Work to do: Find each line with the word "components" in it, then give the total alone.

═════ Provided data

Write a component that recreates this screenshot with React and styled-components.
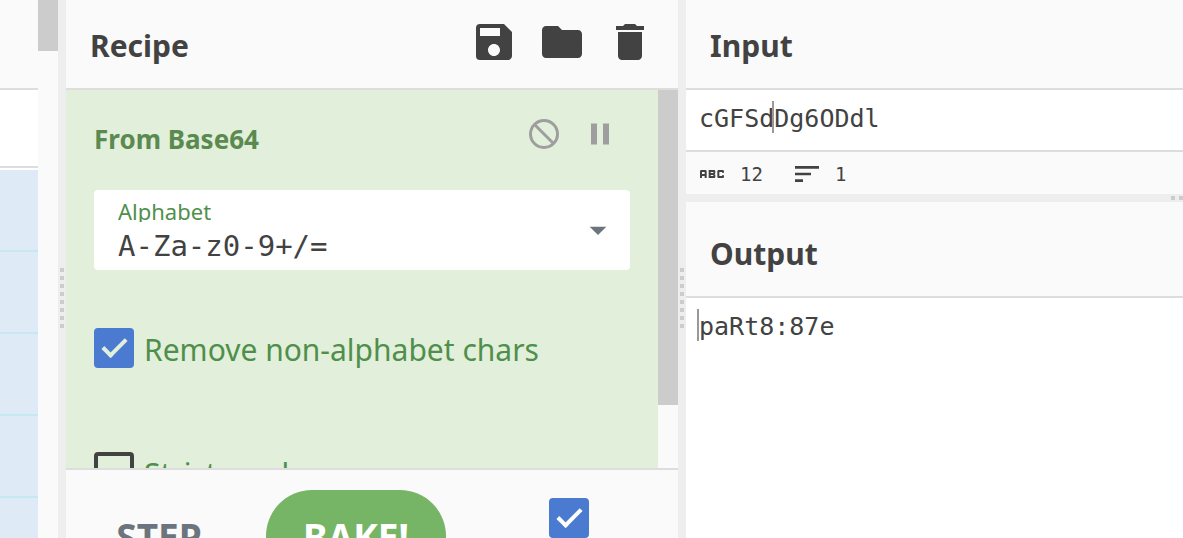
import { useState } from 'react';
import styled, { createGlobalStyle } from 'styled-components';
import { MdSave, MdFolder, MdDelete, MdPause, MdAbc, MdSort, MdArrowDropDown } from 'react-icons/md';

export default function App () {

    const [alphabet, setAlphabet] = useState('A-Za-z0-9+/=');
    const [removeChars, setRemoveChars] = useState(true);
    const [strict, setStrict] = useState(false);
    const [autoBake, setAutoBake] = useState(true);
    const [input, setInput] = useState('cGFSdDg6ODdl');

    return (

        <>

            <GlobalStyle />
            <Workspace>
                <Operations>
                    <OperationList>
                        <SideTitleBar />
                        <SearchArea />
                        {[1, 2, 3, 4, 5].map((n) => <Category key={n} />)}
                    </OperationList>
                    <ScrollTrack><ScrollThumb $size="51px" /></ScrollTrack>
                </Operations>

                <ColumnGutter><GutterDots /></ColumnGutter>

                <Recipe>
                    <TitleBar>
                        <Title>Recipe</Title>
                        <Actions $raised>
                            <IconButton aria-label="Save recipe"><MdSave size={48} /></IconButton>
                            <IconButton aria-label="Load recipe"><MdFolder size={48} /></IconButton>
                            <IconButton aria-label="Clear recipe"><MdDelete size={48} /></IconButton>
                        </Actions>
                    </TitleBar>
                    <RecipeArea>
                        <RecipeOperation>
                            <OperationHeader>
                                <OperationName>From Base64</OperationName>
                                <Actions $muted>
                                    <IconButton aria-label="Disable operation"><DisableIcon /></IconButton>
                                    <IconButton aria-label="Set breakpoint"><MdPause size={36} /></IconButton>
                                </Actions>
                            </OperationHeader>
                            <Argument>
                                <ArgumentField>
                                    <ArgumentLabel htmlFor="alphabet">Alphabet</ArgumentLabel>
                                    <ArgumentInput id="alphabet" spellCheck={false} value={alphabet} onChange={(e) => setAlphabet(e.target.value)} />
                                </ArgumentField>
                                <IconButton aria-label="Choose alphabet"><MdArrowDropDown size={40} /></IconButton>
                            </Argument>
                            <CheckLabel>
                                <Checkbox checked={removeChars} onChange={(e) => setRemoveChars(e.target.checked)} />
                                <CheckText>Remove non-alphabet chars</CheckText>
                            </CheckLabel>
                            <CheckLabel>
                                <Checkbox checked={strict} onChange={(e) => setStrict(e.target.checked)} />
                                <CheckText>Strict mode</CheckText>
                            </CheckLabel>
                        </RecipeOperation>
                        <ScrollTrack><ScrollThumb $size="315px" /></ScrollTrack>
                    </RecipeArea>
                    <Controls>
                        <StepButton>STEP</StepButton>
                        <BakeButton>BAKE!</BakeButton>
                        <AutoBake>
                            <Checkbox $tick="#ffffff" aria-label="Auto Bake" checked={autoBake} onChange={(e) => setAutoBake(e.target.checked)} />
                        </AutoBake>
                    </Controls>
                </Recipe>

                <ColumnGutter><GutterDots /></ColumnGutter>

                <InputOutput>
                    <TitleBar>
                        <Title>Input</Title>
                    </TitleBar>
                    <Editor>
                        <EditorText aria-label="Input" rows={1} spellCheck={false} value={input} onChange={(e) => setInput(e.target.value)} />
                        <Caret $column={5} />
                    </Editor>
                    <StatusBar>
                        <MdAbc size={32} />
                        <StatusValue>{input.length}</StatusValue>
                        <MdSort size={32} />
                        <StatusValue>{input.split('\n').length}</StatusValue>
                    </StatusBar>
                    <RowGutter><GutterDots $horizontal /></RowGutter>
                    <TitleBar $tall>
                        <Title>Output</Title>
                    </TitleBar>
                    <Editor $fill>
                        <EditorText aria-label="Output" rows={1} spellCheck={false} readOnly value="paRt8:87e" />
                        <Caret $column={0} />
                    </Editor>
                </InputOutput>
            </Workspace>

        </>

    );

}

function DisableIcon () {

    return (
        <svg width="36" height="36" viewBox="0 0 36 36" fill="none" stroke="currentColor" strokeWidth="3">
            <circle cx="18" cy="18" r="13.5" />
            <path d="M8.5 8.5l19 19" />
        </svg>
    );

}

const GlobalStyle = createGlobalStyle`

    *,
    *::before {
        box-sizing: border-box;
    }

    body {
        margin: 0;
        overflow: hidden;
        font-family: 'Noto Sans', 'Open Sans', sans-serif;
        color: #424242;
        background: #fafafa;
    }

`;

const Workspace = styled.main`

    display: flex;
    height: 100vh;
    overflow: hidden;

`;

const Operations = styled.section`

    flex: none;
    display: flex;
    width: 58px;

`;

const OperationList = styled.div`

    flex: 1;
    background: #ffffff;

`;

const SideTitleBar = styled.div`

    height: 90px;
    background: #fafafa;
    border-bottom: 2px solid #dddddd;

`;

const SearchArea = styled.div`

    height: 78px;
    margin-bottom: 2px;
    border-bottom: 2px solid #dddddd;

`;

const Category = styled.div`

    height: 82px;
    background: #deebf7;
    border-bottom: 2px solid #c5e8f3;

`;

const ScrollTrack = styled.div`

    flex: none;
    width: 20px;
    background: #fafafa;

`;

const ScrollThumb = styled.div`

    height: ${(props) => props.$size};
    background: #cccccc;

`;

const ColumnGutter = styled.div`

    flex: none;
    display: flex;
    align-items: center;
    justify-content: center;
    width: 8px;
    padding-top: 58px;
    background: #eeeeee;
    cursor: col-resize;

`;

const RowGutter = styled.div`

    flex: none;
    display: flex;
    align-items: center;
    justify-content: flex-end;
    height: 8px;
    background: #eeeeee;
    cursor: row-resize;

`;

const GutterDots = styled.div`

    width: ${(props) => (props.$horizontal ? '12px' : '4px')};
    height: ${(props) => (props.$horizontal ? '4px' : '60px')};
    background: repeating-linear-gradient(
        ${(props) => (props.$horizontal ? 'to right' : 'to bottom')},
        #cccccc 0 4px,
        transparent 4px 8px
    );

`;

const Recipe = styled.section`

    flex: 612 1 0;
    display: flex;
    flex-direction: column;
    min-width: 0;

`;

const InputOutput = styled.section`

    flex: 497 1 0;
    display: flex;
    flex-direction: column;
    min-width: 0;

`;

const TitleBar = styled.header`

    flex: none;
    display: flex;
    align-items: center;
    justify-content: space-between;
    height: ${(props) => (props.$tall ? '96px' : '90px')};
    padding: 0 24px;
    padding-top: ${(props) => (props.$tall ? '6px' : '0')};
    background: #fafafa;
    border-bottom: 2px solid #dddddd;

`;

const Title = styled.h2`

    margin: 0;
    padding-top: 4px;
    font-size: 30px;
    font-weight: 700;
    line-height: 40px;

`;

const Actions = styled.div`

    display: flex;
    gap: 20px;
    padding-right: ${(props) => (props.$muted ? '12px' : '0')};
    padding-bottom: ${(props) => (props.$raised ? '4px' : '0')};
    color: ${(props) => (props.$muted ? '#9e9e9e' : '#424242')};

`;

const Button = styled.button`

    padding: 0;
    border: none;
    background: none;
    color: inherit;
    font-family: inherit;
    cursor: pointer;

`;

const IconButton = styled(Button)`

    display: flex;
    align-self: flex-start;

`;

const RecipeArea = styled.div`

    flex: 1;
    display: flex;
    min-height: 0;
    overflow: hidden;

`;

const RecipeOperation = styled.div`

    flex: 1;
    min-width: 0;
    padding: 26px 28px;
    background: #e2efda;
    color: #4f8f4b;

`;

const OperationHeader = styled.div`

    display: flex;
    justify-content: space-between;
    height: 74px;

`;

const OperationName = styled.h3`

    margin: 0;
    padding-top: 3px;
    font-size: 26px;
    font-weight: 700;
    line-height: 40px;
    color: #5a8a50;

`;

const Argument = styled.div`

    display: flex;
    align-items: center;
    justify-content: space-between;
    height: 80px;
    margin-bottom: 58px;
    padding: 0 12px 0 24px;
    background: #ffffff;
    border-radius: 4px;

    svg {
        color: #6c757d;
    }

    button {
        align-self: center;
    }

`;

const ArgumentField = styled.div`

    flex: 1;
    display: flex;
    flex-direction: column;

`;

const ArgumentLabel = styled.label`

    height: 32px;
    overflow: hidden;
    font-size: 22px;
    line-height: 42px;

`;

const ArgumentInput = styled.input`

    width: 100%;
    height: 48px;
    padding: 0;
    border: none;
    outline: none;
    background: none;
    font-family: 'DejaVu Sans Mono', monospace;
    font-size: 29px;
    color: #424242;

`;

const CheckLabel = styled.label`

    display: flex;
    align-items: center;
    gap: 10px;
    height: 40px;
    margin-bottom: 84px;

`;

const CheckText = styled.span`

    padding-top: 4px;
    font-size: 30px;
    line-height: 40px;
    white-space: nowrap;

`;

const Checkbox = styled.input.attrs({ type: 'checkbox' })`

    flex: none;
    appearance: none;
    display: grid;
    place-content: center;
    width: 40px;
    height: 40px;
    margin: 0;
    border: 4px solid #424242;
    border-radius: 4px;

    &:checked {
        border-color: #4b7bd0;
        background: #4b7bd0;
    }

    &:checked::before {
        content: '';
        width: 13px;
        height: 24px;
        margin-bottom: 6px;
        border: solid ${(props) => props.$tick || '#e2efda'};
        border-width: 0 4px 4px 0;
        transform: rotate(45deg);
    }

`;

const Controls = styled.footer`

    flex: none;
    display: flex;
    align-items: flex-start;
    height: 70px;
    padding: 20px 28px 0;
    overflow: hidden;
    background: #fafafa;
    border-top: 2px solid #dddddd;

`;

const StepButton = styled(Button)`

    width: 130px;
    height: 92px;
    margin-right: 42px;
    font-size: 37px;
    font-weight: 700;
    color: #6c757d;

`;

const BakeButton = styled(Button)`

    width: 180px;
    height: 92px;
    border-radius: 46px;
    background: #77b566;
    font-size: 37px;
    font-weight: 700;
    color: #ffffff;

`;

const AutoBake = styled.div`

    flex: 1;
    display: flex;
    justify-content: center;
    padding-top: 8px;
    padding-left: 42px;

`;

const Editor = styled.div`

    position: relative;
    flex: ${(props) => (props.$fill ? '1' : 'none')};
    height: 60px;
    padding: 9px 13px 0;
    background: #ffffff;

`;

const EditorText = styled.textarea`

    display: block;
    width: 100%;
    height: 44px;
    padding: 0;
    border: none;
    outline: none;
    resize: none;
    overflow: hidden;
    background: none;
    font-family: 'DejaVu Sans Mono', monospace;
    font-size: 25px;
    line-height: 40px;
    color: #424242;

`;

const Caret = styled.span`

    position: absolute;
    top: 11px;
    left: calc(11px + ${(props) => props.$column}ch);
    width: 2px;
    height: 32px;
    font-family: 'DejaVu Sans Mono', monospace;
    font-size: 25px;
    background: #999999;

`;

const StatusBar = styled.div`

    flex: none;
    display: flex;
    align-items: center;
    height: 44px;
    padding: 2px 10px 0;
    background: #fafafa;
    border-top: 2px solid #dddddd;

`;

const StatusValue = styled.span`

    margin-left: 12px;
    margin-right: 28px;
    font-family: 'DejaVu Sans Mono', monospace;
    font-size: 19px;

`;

══════════

Solution for this task: 2